FLTV Faves: Seabreeze [Shawn Vasquez & Fatty Soprano, Canada, 2021]
Seabreeze is a poignant and heartbreaking glimpse into the immediate aftermath of tragedy. The film, depicting the breakdown of a drug-addicted woman who has recently miscarried, is shot sensitively but unflinchingly. Drenched in atmosphere and beautifully shot, director Fatty Soprano draws the viewer in, placing them directly in the centre of a sympathetic and powerful depiction of a woman in crisis.
As the film opens, we are immediately treated to what feels like the warmest nostalgia. The credits overlay beautifully composed shots of an autumnal city, all filtered to look like grainy, 1970s film stock. The use of Debussy’s ‘Clair de Lune’ in this opening sequence, however, brings the film’s emotions to the surface immediately and leaves them there, threatening to spill over at any moment. We are immediately struck by the contrast between beauty and sadness, a motif which characterises Soprano’s film.
The suffering present in the film unravels itself through stark images and quick cuts, fragmenting the events that led up to the present moment. Switches between colour and black-and-white suggest perhaps memory, perhaps fantasy. The short scenes of the mother’s miscarriage and drug addiction are brutal and crystal clear, forcing us to confront their horror. A particularly striking moment sees the mother walking a dark street, blood covering her face. She initially maintains a neutral expression, but helplessly dissolves into sobs. Each of these moments contribute to the sense of being overwhelmed and the impossibility of escape.

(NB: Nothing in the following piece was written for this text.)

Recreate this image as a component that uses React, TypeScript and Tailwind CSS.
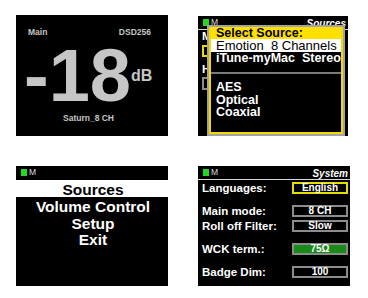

Soprano’s wonderful direction and editing place us inside the mother’s mind, confused and grief-stricken, looking for a way out.
The return of ‘Clair de Lune’ at the film’s climax emphasises the bittersweet nature of the hallucinated meeting between mother and daughter; a moment of beauty tinged by the sadness of its inevitable collapse. This final scene is where Shelby Handley shines, her emotion understated but tremendously impactful. There is a palpable ache in their conversation, a desperate desire for things to be different, that encapsulates the heartbreak of the film. The possibility of something better, something beautiful, that can never be. In this brief scene, the film expertly navigates the denial of grief and the hopelessness of clinging to an alternate reality. The ending verges on sentimental at times, but wisely avoids becoming too bogged down in the interaction between mother and daughter. Soprano is not interested in exploiting sadness, wringing it out and hitting the audience in the face with it, but in the devastating “almost” of a miscarriage.
Seabreeze is a difficult watch. Equal parts beautiful and horrifying to behold, Soprano places us directly in the centre of grief. We empathise wholly with the mother, experiencing her suffering as if it is happening to us, and wishing with her that everything had turned out differently. Soprano does well to involve us so directly, navigating tricky subject matter delicately without ever condescending to the viewer or to the mother. Seabreeze deftly depicts the melancholia of imagined happiness in the face of death, leaving us with a desire to cherish the joy of life and to empathise with those who can’t.